Making a .lp file from a .dfa file is done with the script make_lp_from_dfa.py in the folder asp/scripts.
It takes two positional arguments, the first the path to the .dfa file and the second the path to the (new) .lp file.
For example, the following generates blocks3ops_5.lp in the current folder when executed in asp/scripts:
$ python make_lp_from_dfa.py ../../dfas/blocks3ops_5.dfa .
The ASP-based solver consists of a python driver program called incremental_solver.py located in
the scripts/ folder together with .lp Clingo programs located in the clingo/ folder.
There are different versions of the .lp programs (some of them currently under development) and
the current "official" and default release called kr21.
The driver accepts a number of arguments that affects where the inputs/outputs are located,
options that affect the behavior of the driver, and options that affect the behavior of the solver.
As in the SAT-based approach, the "experiments" are described in .txt files, one experiment
per line, that are located in the benchmarks/ folder. The options for the solver are:
usage: incremental_solver.py [-h] [--debug_level DEBUG_LEVEL]
[--inverse_actions] [--label_partitioning]
[--heuristics] [--no_invariants] [--no_optimize]
[--opt_val {1,2,3}]
[--incremental num-graphs max-depth]
[--version VERSION] [--add_lp ADD_LP]
[--add_flag ADD_FLAG] [--threads THREADS]
[--sat_prepro SAT_PREPRO] [--onlyver] [--skipver]
[--results RESULTS] [--graph_path SAMPLE_PATH]
[--partial_graph_path PARTIAL_SAMPLE_PATH]
[--solver_path SOLVER_PATH] [--remove_dir]
[--mem_bound MEM_BOUND] [--time_bound TIME_BOUND]
[--time_bound_ver TIME_BOUND_VER]
benchmarks record
positional arguments:
benchmarks Filename of file containing benchmarks
record Record index into benchmarks file
optional arguments:
-h, --help show this help message and exit
--debug_level DEBUG_LEVEL
Set debug level (default=0)
preprocessing of input graphs:
--inverse_actions Identify inverse actions in input graph
--label_partitioning Identify L1/L2 label partitioning in input graph
options for solver:
--heuristics Apply heuristics when solving
--no_invariants Don't enforce invariants when solving
--no_optimize Don't do optimization when solving
--opt_val {1,2,3} Set method for choosing state valuation, only for 'mf'
version (default=1)
--incremental num-graphs max-depth
Set options for incremental learning (default=None)
--version VERSION Set solver version (default=kr21)
options for Clingo:
--add_lp ADD_LP Add additional .lp file for solver (possibly multiple
times)
--add_flag ADD_FLAG Add additional flag for solver (possibly multiple
times)
--threads THREADS Set number of threads for solver (default=6)
--sat_prepro SAT_PREPRO
Set SAT preprocessing option (default=0)
verification:
--onlyver Only do verification
--skipver Skip verification step
paths:
--results RESULTS Path to results folders (default='')
--graph_path SAMPLE_PATH
Path to graphs (default='../graphs/full')

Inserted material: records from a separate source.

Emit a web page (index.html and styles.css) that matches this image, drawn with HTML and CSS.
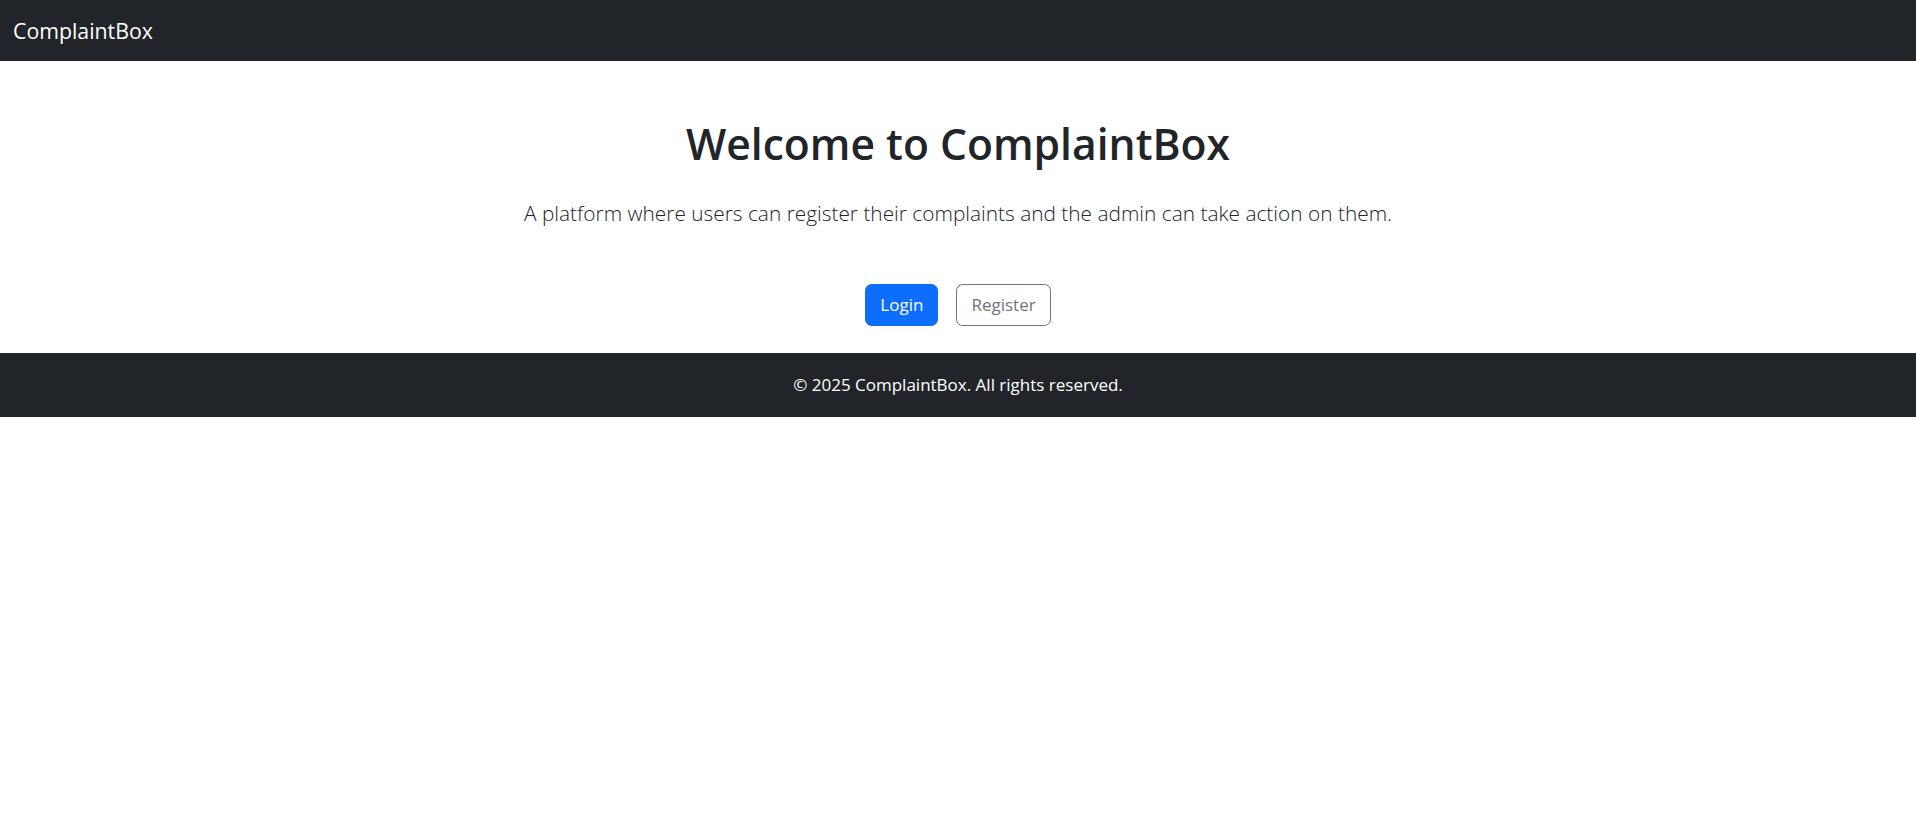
FILE: index.html
```html
<!DOCTYPE html>
<html lang="en">
<head>
<meta charset="utf-8">
<title>ComplaintBox</title>
<link rel="stylesheet" href="styles.css">
</head>
<body>
<nav class="navbar">
  <a class="brand" href="#">ComplaintBox</a>
</nav>
<main class="hero">
  <h1 class="hero-title">Welcome to ComplaintBox</h1>
  <p class="hero-lead">A platform where users can register their complaints and the admin can take action on them.</p>
  <div class="actions">
    <a class="btn btn-primary" href="#">Login</a>
    <a class="btn btn-outline" href="#">Register</a>
  </div>
</main>
<footer class="footer">
  <p class="footer-text">© 2025 ComplaintBox. All rights reserved.</p>
</footer>
</body>
</html>
```

FILE: styles.css
```css
* { box-sizing: border-box; }
html, body { margin: 0; padding: 0; }
body {
  font-family: "Open Sans", "Noto Sans", "Liberation Sans", sans-serif;
  color: #212529;
  background: #fff;
  font-size: 17.6px;
  line-height: 1.5;
}
.navbar {
  height: 61px;
  background: #212529;
  display: flex;
  align-items: center;
  padding: 0 13px;
}
.brand {
  color: #fff;
  text-decoration: none;
  font-size: 21.3px;
  line-height: 1;
}
.hero {
  display: flex;
  flex-direction: column;
  align-items: center;
  text-align: center;
  padding-top: 54px;
}
.hero-title {
  margin: 0;
  font-size: 42.6px;
  font-weight: 600;
  line-height: 57.6px;
}
.hero-lead {
  margin: 22px 0 0;
  font-size: 20.85px;
  font-weight: 300;
  line-height: 36px;
}
.actions {
  margin-top: 53px;
  display: flex;
  gap: 18px;
}
.btn {
  display: inline-block;
  height: 42px;
  padding: 0 14px;
  border: 1px solid transparent;
  border-radius: 6.6px;
  font-size: 17px;
  line-height: 40px;
  text-decoration: none;
}
.btn-primary {
  background: #0d6efd;
  border-color: #0d6efd;
  color: #fff;
}
.btn-outline {
  background: #fff;
  border-color: #6c757d;
  color: #6c757d;
}
.footer {
  margin-top: 27px;
  height: 64px;
  background: #212529;
  color: #fff;
  display: flex;
  align-items: center;
  justify-content: center;
}
.footer-text {
  margin: 0;
  font-size: 17px;
}
```
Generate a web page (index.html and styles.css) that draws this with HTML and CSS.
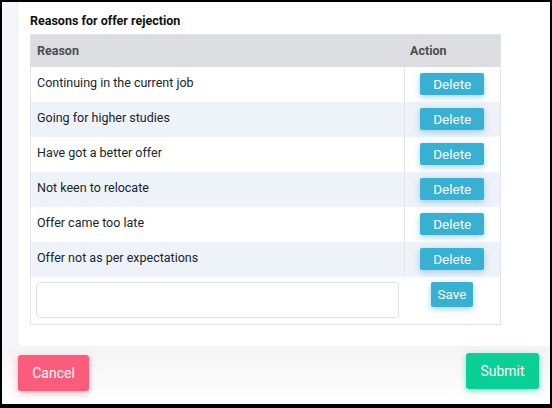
FILE: index.html
```html
<!DOCTYPE html>
<html>
<head>
<meta charset="utf-8">
<link rel="stylesheet" href="styles.css">
</head>
<body>
<div class="frame">
  <div class="page">
    <div class="card">
      <h4 class="title">Reasons for offer rejection</h4>
      <table class="reasons">
        <colgroup><col class="col-reason"><col class="col-action"></colgroup>
        <thead>
          <tr><th>Reason</th><th>Action</th></tr>
        </thead>
        <tbody>
          <tr><td>Continuing in the current job</td><td class="act"><button class="btn btn-info">Delete</button></td></tr>
          <tr class="alt"><td>Going for higher studies</td><td class="act"><button class="btn btn-info">Delete</button></td></tr>
          <tr><td>Have got a better offer</td><td class="act"><button class="btn btn-info">Delete</button></td></tr>
          <tr class="alt"><td>Not keen to relocate</td><td class="act"><button class="btn btn-info">Delete</button></td></tr>
          <tr><td>Offer came too late</td><td class="act"><button class="btn btn-info">Delete</button></td></tr>
          <tr class="alt"><td>Offer not as per expectations</td><td class="act"><button class="btn btn-info">Delete</button></td></tr>
          <tr class="new-row"><td class="input-cell"><input class="text-input" type="text"></td><td class="act save-cell"><button class="btn btn-info btn-save">Save</button></td></tr>
        </tbody>
      </table>
    </div>
  </div>
  <div class="footer">
    <button class="btn btn-lg btn-danger">Cancel</button>
    <button class="btn btn-lg btn-success">Submit</button>
  </div>
</div>
</body>
</html>
```
FILE: styles.css
```css
* { box-sizing: border-box; }
html, body { margin: 0; padding: 0; }
body {
  font-family: Roboto, "Liberation Sans", sans-serif;
  color: #212529;
  background: #fff;
}
.frame {
  width: 552px;
  height: 408px;
  border: 2px solid #000;
  border-bottom-width: 4px;
  display: flex;
  flex-direction: column;
  overflow: hidden;
}
.page {
  background: #f5f6f8;
  padding-left: 16px;
}
.card {
  background: #fff;
  border-bottom-left-radius: 4px;
  box-shadow: 0 0 2px rgba(0,0,0,0.12);
  padding: 11px 0 0 12px;
  height: 344px;
}
.title {
  margin: 0 0 6px 0;
  font-size: 12.5px;
  font-weight: 700;
  line-height: 15px;
  color: #111;
}
.reasons {
  width: 471px;
  border-collapse: collapse;
  border: 1px solid #e4e5e8;
  font-size: 12.5px;
}
.col-reason { width: 373px; }
.col-action { width: 98px; }
.reasons th {
  background: #dcdde1;
  height: 32px;
  text-align: left;
  font-weight: 700;
  color: #4a4d52;
  padding: 0 6px;
  font-size: 12.5px;
}
.reasons td {
  height: 35px;
  padding: 0 6px 3px 6px;
  color: #212529;
}
.reasons td.act {
  border-left: 1px solid #e4e5e8;
  text-align: center;
  padding: 0;
}
.reasons tr.alt td { background: #eef2f9; }
.reasons tr.new-row td { border-left: none; height: 47px; vertical-align: top; }
.input-cell { padding: 5px 5px 6px 5px !important; }
.text-input {
  display: block;
  width: 363px;
  height: 36px;
  border: 1px solid #dee2e6;
  border-radius: 4px;
  background: #fff;
}
.save-cell { padding-top: 5px !important; }
.btn {
  font-family: Roboto, "Liberation Sans", sans-serif;
  border: none;
  color: #fff;
  border-radius: 2px;
  cursor: pointer;
}
.btn-info {
  background: #39afd1;
  box-shadow: 0 2px 6px 0 rgba(57,175,209,0.5);
  width: 64px;
  height: 22px;
  font-size: 13.5px;
  line-height: 22px;
  padding: 0;
  vertical-align: middle;
}
.btn-save {
  width: 42px;
  height: 25px;
  line-height: 25px;
}
.footer {
  flex: 1;
  background: linear-gradient(#f4f4f4, #ffffff);
  display: flex;
  justify-content: space-between;
  align-items: flex-start;
  padding: 0 11px 0 16px;
}
.btn-lg {
  height: 36px;
  font-size: 14px;
  border-radius: 3px;
  padding: 0;
}
.btn-danger {
  background: #fa5c7c;
  box-shadow: 0 2px 6px 0 rgba(250,92,124,0.5);
  width: 71px;
  margin-top: 9px;
}
.btn-success {
  background: #0acf97;
  box-shadow: 0 2px 6px 0 rgba(10,207,151,0.5);
  width: 73px;
  margin-top: 7px;
}
```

--partial_graph_path PARTIAL_SAMPLE_PATH
Path to partial graphs (default='../graphs/partial')
--solver_path SOLVER_PATH
Path to solver files (default='../clingo')
--remove_dir Discard existing files in results folder (if exists)
bounds:
--mem_bound MEM_BOUND
Set memory bound for solver in MBs (default=None)
--time_bound TIME_BOUND
Set time bound in seconds for synthesis (0 means no
bound, default=0)
--time_bound_ver TIME_BOUND_VER
Set time bound in seconds for verification (0 means no
bound, default=0)
For the default behavior, the solver produces results that correspond (or are close) to the ones reported in the KR2021 paper.
For example, to solve the blocks3ops problem and store the results in the folder
results/, it is enough to do the following:
python incremental_solver.lp --remove_dir --results results benchmarks/blocks3ops_1r.txt 0
This instruct the solver to run the experiment described in the first line (record number 0)
in the file benchmarks/blocks3ops_1r.txt. The flag --remove_dir instruct the
solver to first erase the output folder for the experiment (if it exists).
The flag --version instruct the solver to read the .lp files from the corresponding
subfolder in clingo/. The default behavior is to use the files in clingo/kr21/.
Other options enable/disable the use of all the files in this folder (e.g., --no_optimize,
--no_invariants, and --heuristics). The --heuristics option does not yield
conclusive results, sometimes it improves performance and other times it degrades it.